Euler’s famous equation e^{iπ} + 1 = 0 is usually considered the “most beautiful” in mathematics.
We could also write it in the so-called “ugly” format as e^{iπ} = -1.
Now we know that for the golden ratio φ,
{1 \over {φ}} - φ = -1.
So let’s rewrite Euler using that:
e^{iπ} = {1 \over {φ}} - φ.
Now switch the -φ to the other side:
e^{iπ} + φ = {1 \over {φ}}.
and multiply through by φ to get rid of that ugly fraction.
φe^{iπ} + φ^{2} = 1.
Now we know that for the plastic ratio ρ,
ρ + 1 = ρ^{3}.
which means that
1 = ρ^{3} - ρ.
So replace 1 in Euler with its equivalent in terms of ρ:
φe^{iπ} + φ^{2} = ρ^{3} - ρ.
and switch the negative ρ to the other side:
φe^{iπ} + φ^{2} + ρ = ρ^{3}.
Now we can take the cube root on each side (swapped sides for next step)
ρ = \sqrt[3]{φe^{iπ} + φ^{2} + ρ}.
Now we can replace the ρ on the right hand side with its equation, ad infinitum:
ρ = \sqrt[3]{φe^{iπ} + φ^{2} + \sqrt[3]{φe^{iπ} + φ^{2} + \sqrt[3]{φe^{iπ} + φ^{2} + \sqrt[3]{φe^{iπ} + φ^{2} + ....}}}}.
And voila, we have an equation for ρ in terms of φ, e, i and π.
We actually could have taken a short cut at φe^{iπ} + φ^{2} = 1 above, since we know that
ρ = \sqrt[3]{1 + \sqrt[3]{1 + \sqrt[3]{1 + \sqrt[3]{1 ....}}}}.
and then just replaced the 1s with φe^{iπ} + φ^{2}.

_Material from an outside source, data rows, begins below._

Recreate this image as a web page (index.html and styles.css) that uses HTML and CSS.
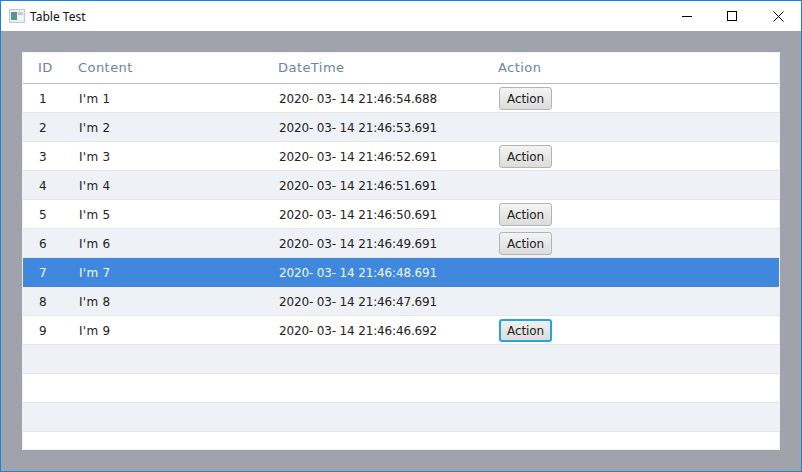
FILE: index.html
```html
<!DOCTYPE html>
<html lang="en">
<head>
<meta charset="utf-8">
<title>Table Test</title>
<link rel="stylesheet" href="styles.css">
</head>
<body>
<div class="window">
  <header class="titlebar">
    <svg class="app-icon" width="16" height="14" viewBox="0 0 16 14">
      <defs><linearGradient id="pane" x1="0" y1="0" x2="0" y2="1"><stop offset="0" stop-color="#6d86a8"/><stop offset="1" stop-color="#4f9d86"/></linearGradient></defs>
      <rect x="0.5" y="0.5" width="15" height="13" fill="#eceeee" stroke="#c4c8c8"/>
      <rect x="2" y="3" width="6" height="8" fill="url(#pane)"/>
      <rect x="9" y="3" width="5" height="3" fill="#b9d0cb"/>
      <rect x="9" y="7" width="5" height="4" fill="#f4f6f6"/>
    </svg>
    <span class="title">Table Test</span>
    <div class="controls">
      <button class="ctl"><svg width="11" height="11" viewBox="0 0 11 11"><path d="M0 5.5H10" stroke="#000" fill="none"/></svg></button>
      <button class="ctl"><svg width="11" height="11" viewBox="0 0 11 11"><rect x="0.5" y="0.5" width="9" height="9" stroke="#000" fill="none"/></svg></button>
      <button class="ctl"><svg width="11" height="11" viewBox="0 0 11 11"><path d="M0.5 0.5L10.5 10.5M10.5 0.5L0.5 10.5" stroke="#000" fill="none"/></svg></button>
    </div>
  </header>
  <main class="content">
    <div class="table">
      <div class="row head"><span>ID</span><span>Content</span><span>DateTime</span><span>Action</span></div>
      <div class="row"><span>1</span><span>I'm 1</span><span>2020- 03- 14 21:46:54.688</span><span><button class="action">Action</button></span></div>
      <div class="row alt"><span>2</span><span>I'm 2</span><span>2020- 03- 14 21:46:53.691</span><span></span></div>
      <div class="row"><span>3</span><span>I'm 3</span><span>2020- 03- 14 21:46:52.691</span><span><button class="action">Action</button></span></div>
      <div class="row alt"><span>4</span><span>I'm 4</span><span>2020- 03- 14 21:46:51.691</span><span></span></div>
      <div class="row"><span>5</span><span>I'm 5</span><span>2020- 03- 14 21:46:50.691</span><span><button class="action">Action</button></span></div>
      <div class="row alt"><span>6</span><span>I'm 6</span><span>2020- 03- 14 21:46:49.691</span><span><button class="action">Action</button></span></div>
      <div class="row selected"><span>7</span><span>I'm 7</span><span>2020- 03- 14 21:46:48.691</span><span></span></div>
      <div class="row alt"><span>8</span><span>I'm 8</span><span>2020- 03- 14 21:46:47.691</span><span></span></div>
      <div class="row"><span>9</span><span>I'm 9</span><span>2020- 03- 14 21:46:46.692</span><span><button class="action focused">Action</button></span></div>
      <div class="row alt"></div>
      <div class="row"></div>
      <div class="row alt"></div>
      <div class="row last"></div>
    </div>
  </main>
</div>
</body>
</html>
```
FILE: styles.css
```css
* { box-sizing: border-box; }
html, body { margin: 0; padding: 0; }
body { width: 802px; height: 472px; overflow: hidden; }
.window {
  width: 802px; height: 472px;
  border: 1px solid #1883d7;
  display: flex; flex-direction: column;
  background: #a0a3ab;
}
.titlebar {
  height: 30px; background: #fff;
  display: flex; align-items: center;
  padding-left: 8px;
  flex: none;
}
.app-icon { flex: none; }
.title {
  margin-left: 5px;
  font: 12px "Noto Sans", sans-serif;
  color: #111;
}
.controls { margin-left: auto; display: flex; align-self: stretch; }
.ctl {
  width: 45.5px; border: 0; padding: 0; background: none;
  display: flex; align-items: center; justify-content: center;
}
.content { flex: 1; padding: 21px; min-height: 0; }
.table {
  height: 398px; background: #fff; overflow: hidden;
  border: 1px solid #eef0f3;
  font: 12px "DejaVu Sans", sans-serif;
  color: #222;
}
.row {
  height: 29px;
  display: grid;
  grid-template-columns: 55px 200px 220px 1fr;
  align-items: center;
  border-bottom: 1px solid #e4e6ea;
  padding-top: 1px;
}
.row > span { padding-left: 1px; white-space: nowrap; letter-spacing: -0.15px; }
.row > span:first-child { padding-left: 16px; }
.row > span:nth-child(2) { letter-spacing: 0.3px; }
.row.alt { background: #eef1f6; }
.row.selected { background: #3f88de; color: #f2f8ff; border-bottom-color: #3f88de; }
.row.head {
  height: 31px;
  padding-top: 0;
  padding-bottom: 1px;
  color: #6b84a2;
  font-size: 13px;
  border-bottom: 1px solid #b6b8bc;
}
.row.head > span { padding-left: 0; letter-spacing: 0.45px; }
.row.head > span:first-child { padding-left: 15px; }
.row.last { border-bottom: 0; }
.action {
  display: block;
  width: 53px; height: 23px; padding: 0;
  font: 12px "DejaVu Sans", sans-serif;
  letter-spacing: -0.1px;
  color: #222;
  background: linear-gradient(#f4f4f4, #dcdcdc);
  border: 1px solid #b4b4b4;
  border-radius: 3px;
}
.action.focused {
  border: 2px solid #2aa3d8;
  background: linear-gradient(#efefef, #dcdcdc);
}
```
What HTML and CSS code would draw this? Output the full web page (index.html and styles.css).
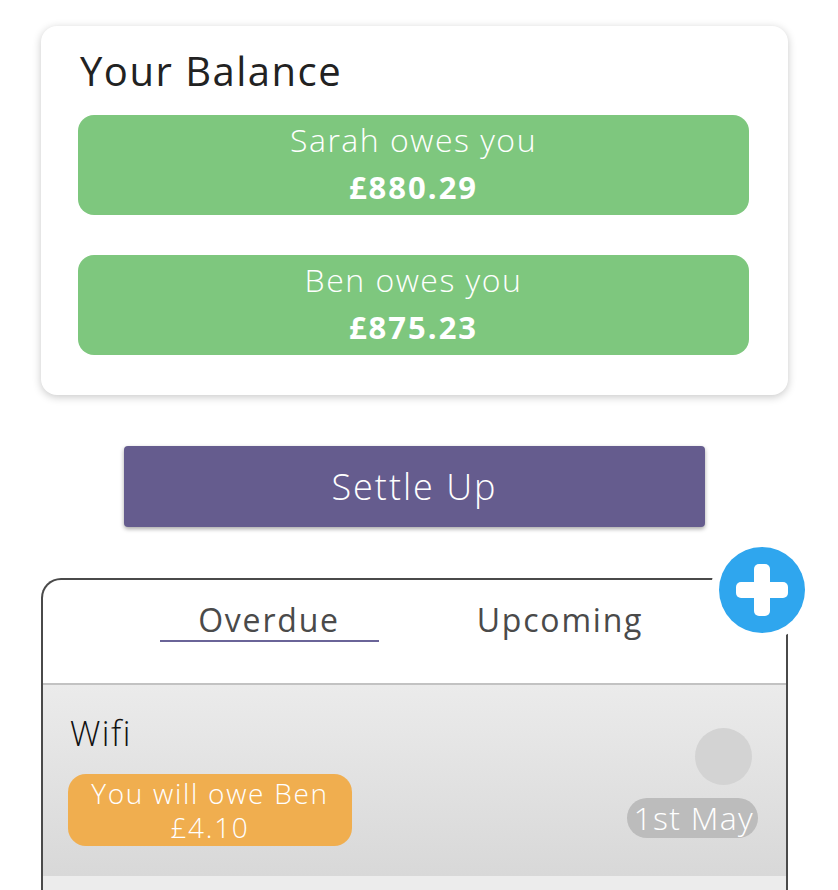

If we had to use the tau τ version of Euler, which is e^{iτ} = 1, then we could write it as
ρ = \sqrt[3]{e^{iτ} + \sqrt[3]{e^{iτ} + \sqrt[3]{e^{iτ} + \sqrt[3]{e^{iτ} + ....}}}}.
And similarly for φ:
φ = \sqrt{e^{iτ} + \sqrt{e^{iτ} + \sqrt{e^{iτ} + \sqrt{e^{iτ} + ....}}}}.